The University Merger: Averting a Consolidation of Damnation

Words by Felix Eldridge

Image for post
Image for post

Last June, the Universities of Adelaide and South Australia revealed that they were initiating merger talks, with the intention of creating a singular “Super-Uni”. I would like to encourage the University to accept a general set of guarantees for students, so that students are aware of the potential consequences of such a merger and can be properly insulated from them. If such guarantees are not accepted in some form, it is quite likely that there will be negative effects, such as more expensive but less useful degrees, the loss of staff positions, the curtailing of student representation and the loss of our unique culture.

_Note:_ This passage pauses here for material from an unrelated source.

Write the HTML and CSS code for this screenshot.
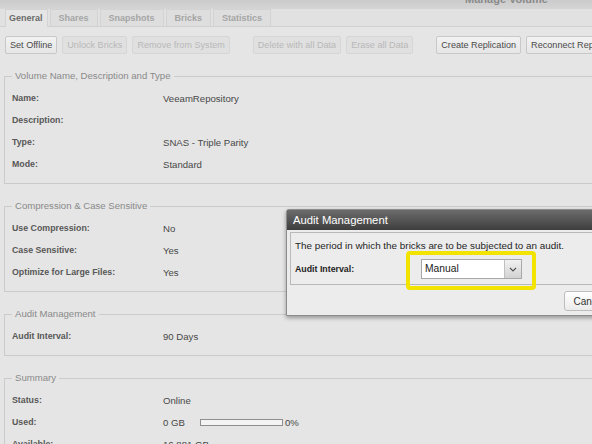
FILE: index.html
```html
<!DOCTYPE html>
<html lang="en">
<head>
  <meta charset="UTF-8" />
  <title>Manage Volume</title>
  <link rel="stylesheet" href="styles.css">
</head>
<body>

<div class="window">
  <!-- Window title -->
  <div class="titlebar"><span>Manage Volume</span></div>

  <!-- Tabs -->
  <div class="tabs">
    <div class="tab active">General</div>
    <div class="tab">Shares</div>
    <div class="tab">Snapshots</div>
    <div class="tab">Bricks</div>
    <div class="tab">Statistics</div>
  </div>

  <!-- Toolbar -->
  <div class="toolbar">
    <div class="group">
      <button class="btn">Set Offline</button>
      <button class="btn" disabled>Unlock Bricks</button>
      <button class="btn" disabled>Remove from System</button>
    </div>
    <div class="group">
      <button class="btn" disabled>Delete with all Data</button>
      <button class="btn" disabled>Erase all Data</button>
    </div>
    <div class="group">
      <button class="btn">Create Replication</button>
      <button class="btn">Reconnect Replication</button>
    </div>
  </div>

  <div class="content">
    <fieldset>
      <legend>Volume Name, Description and Type</legend>
      <div class="rows">
        <div class="row"><span class="label">Name:</span><span class="value">VeeamRepository</span></div>
        <div class="row"><span class="label">Description:</span><span class="value"></span></div>
        <div class="row"><span class="label">Type:</span><span class="value">SNAS - Triple Parity</span></div>
        <div class="row"><span class="label">Mode:</span><span class="value">Standard</span></div>
      </div>
    </fieldset>

    <fieldset>
      <legend>Compression &amp; Case Sensitive</legend>
      <div class="rows">
        <div class="row"><span class="label">Use Compression:</span><span class="value">No</span></div>
        <div class="row"><span class="label">Case Sensitive:</span><span class="value">Yes</span></div>
        <div class="row"><span class="label">Optimize for Large Files:</span><span class="value">Yes</span></div>
      </div>
    </fieldset>

    <fieldset>
      <legend>Audit Management</legend>
      <div class="rows">
        <div class="row"><span class="label">Audit Interval:</span><span class="value">90 Days</span></div>
      </div>
    </fieldset>

    <fieldset>
      <legend>Summary</legend>
      <div class="rows">
        <div class="row"><span class="label">Status:</span><span class="value">Online</span></div>
        <div class="row">
          <span class="label">Used:</span>
          <span class="value usage">
            <span class="used">0 GB</span>
            <span class="bar"><span class="fill"></span></span>
            <span class="pct">0%</span>
          </span>
        </div>
        <div class="row"><span class="label">Available:</span><span class="value">16,881 GB</span></div>
      </div>
    </fieldset>
  </div>

  <!-- Dialog -->
  <div class="dialog">
    <div class="dialog-title">Audit Management</div>
    <div class="dialog-body">
      <div class="panel">
        <p class="hint">The period in which the bricks are to be subjected to an audit.</p>
        <div class="field">
          <span class="label">Audit Interval:</span>
          <div class="select">
            <span class="select-text">Manual</span>
            <span class="select-btn">
              <svg width="8" height="5" viewBox="0 0 8 5"><path d="M1 1 L4 4 L7 1" fill="none" stroke="#555" stroke-width="1.2"/></svg>
            </span>
          </div>
        </div>
      </div>
      <div class="dialog-footer">
        <button class="btn-dialog">Cancel</button>
        <button class="btn-dialog">OK</button>
      </div>
    </div>
  </div>

  <!-- yellow marker round the select -->
  <div class="highlight"></div>
</div>

</body>
</html>
```

FILE: styles.css
```css
body {
    margin: 0;
    font-family: "Liberation Sans", Arial, sans-serif;
    background: #e5e5e5;
}

.window {
    position: relative;
    width: 592px;
    height: 444px;
    overflow: hidden;
    background: #e5e5e5;
}

/* Title */
.titlebar {
    height: 9px;
    overflow: hidden;
    display: flex;
    justify-content: flex-end;
    padding-right: 44px;
    background: linear-gradient(#cbcbcb, #d5d5d5);
}

.titlebar span {
    margin-top: -7px;
    font-size: 11px;
    line-height: 12px;
    font-weight: bold;
    color: #8a8a8a;
}

/* Tabs */
.tabs {
    height: 17px;
    display: flex;
    align-items: flex-end;
    gap: 2px;
    padding-left: 5px;
    background: #e1e1e1;
    border-bottom: 1px solid #d0d0d0;
}

.tab {
    height: 16px;
    line-height: 16px;
    padding: 0 8px;
    border: 1px solid #d3d3d3;
    border-bottom: none;
    background: #dedede;
    font-size: 9px;
    font-weight: bold;
    color: #a5a5a5;
}

.tab.active {
    padding: 0 4px 0 3px;
    background: #e5e5e5;
    color: #6a6a6a;
    margin-bottom: -1px;
    height: 17px;
}

/* Toolbar */
.toolbar {
    display: flex;
    gap: 23px;
    padding: 9px 0 0 5px;
    white-space: nowrap;
}

.group {
    display: flex;
    gap: 5px;
}

.btn {
    height: 18px;
    padding: 0 4px;
    border: 1px solid #c8c8c8;
    border-radius: 2px;
    background: linear-gradient(#f2f2f2, #e6e6e6);
    font-family: "Liberation Sans", Arial, sans-serif;
    font-size: 9.1px;
    color: #4a4a4a;
}

.btn:disabled {
    background: #e0e0e0;
    border-color: #d6d6d6;
    color: #b8b8b8;
}

/* Fieldsets */
.content {
    padding-top: 16px;
}

fieldset {
    margin: 0 -20px 16px 4px;
    padding: 0 0 0 7px;
    border: 1px solid #cbcbcb;
    border-right: none;
}

legend {
    padding: 0 3px;
    margin-left: 0;
    font-size: 9.6px;
    line-height: 12px;
    color: #8a8a8a;
}

.rows {
    padding: 5px 0 8px;
}

.row {
    display: grid;
    grid-template-columns: 151px 1fr;
    align-items: center;
    height: 22px;
}

.label {
    font-size: 8.8px;
    font-weight: bold;
    color: #585858;
}

.value {
    font-size: 9.6px;
    color: #484848;
}

.usage {
    display: flex;
    align-items: center;
}

.used {
    width: 37px;
}

.bar {
    width: 81px;
    height: 5px;
    border: 1px solid #8f8f8f;
    background: #f4f4f4;
}

.pct {
    margin-left: 2px;
}

/* Dialog */
.dialog {
    position: absolute;
    left: 286px;
    top: 209px;
    width: 389px;
    border: 1px solid #8c8c8c;
    border-radius: 3px 3px 0 0;
    background: #ececec;
    box-shadow: 0 2px 4px rgba(0, 0, 0, 0.35);
}

.dialog-title {
    height: 20px;
    line-height: 20px;
    padding-left: 6px;
    background: linear-gradient(#6c6c6c, #3e3e3e);
    color: #fff;
    font-size: 11.3px;
}

.dialog-body {
    padding: 2px 0 4px 3px;
}

.panel {
    border: 1px solid #b9b9b9;
    border-right: none;
    padding: 6px 0 5px 4px;
}

.hint {
    margin: 0;
    line-height: 14px;
    font-size: 9.9px;
    color: #1e1e1e;
}

.field {
    display: grid;
    grid-template-columns: 126px 101px;
    align-items: center;
    margin-top: 6px;
}

.field .label {
    color: #1e1e1e;
}

.select {
    display: flex;
    height: 18px;
    border: 1px solid #a8a8a8;
    background: #fff;
}

.select-text {
    flex: 1;
    padding-left: 3px;
    line-height: 18px;
    font-size: 10.3px;
    color: #222;
}

.select-btn {
    width: 16px;
    display: flex;
    align-items: center;
    justify-content: center;
    border-left: 1px solid #c0c0c0;
    background: linear-gradient(#f2f2f2, #d2d2d2);
}

.dialog-footer {
    display: flex;
    justify-content: flex-end;
    gap: 6px;
    padding: 6px 6px 0 0;
}

.btn-dialog {
    height: 20px;
    min-width: 50px;
    padding: 0 8px;
    border: 1px solid #bdbdbd;
    border-radius: 3px;
    background: linear-gradient(#ffffff, #ebebeb);
    font-family: "Liberation Sans", Arial, sans-serif;
    font-size: 10px;
    color: #333;
}

/* Annotation */
.highlight {
    position: absolute;
    left: 406px;
    top: 251px;
    width: 122px;
    height: 31px;
    border: 4px solid #f3e300;
    border-radius: 4px;
}
```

In all probability, following a merger, university degrees will rise in price but fall in quality. As it stands, Adelaide Uni is one of several universities in SA and must remain competitive to keep enrolments high. As a result, it must spend money on advertising, staff, student services, campus facilities, quality courses and more. It needs to respond to changing circumstances and needs. However, if two of the biggest SA universities merged, the University wouldn’t need to be as competitive as it would have literally reduced a third of the state competition. Although the University would still be competing fiercely for international acclaim, having removed its largest urban-based competitor would give it breathing room to relax standards, reduce services and increase costs. Why would they keep high quality degrees if the local supply for those degrees has dropped, but demand remains the same? I believe that this temptation would be difficult for the University to resist.

There will be a loss of jobs at the University. When two organisations of a similar size merge, there are always job reductions. This is usually why “cost saving” mergers happen in the first place. There don’t need to be as many administrators or faculty staff. Not only will official “duplicated labour” be lost, but often organisations will use the guise of “corporate restructuring” to pursue further redundancies and efficiencies. As a result, there will be a sizable reduction in staff numbers at the merged University. It is interesting to note that the University’s website is only prepared to assure staff that there will be no “immediate” reductions in staff numbers. It does not however, provide any indication of job security after the six-month consultation period, provided they decide to merge. On another side note, one of the members of the advisory delegation, Glyn Davis AC, sacked over 500 staff in one year when he was the Melbourne University’s Vice Chancellor, ostensibly for “efficiency”.

One of the reasons for the merger, according to the email sent to all students, was that the Universities already cooperate with projects, thus they would be more efficient working together. While this might be true in theory, theory does not equate to practise. While the Labor and Liberal parties both exist to represent electors in parliament and though they “cooperate” on a significant portion of legislation, there are significant ideological and practical reasons why they do not merge. Similarly, while universities are also united in the desire to provide education and research, Uni SA and Adelaide Uni are managed differently, specialise in different types of courses, and have a monumental difference in prestige. The competition between the two Universities has been productive, forcing all to continuously seek improvements in service and outcome.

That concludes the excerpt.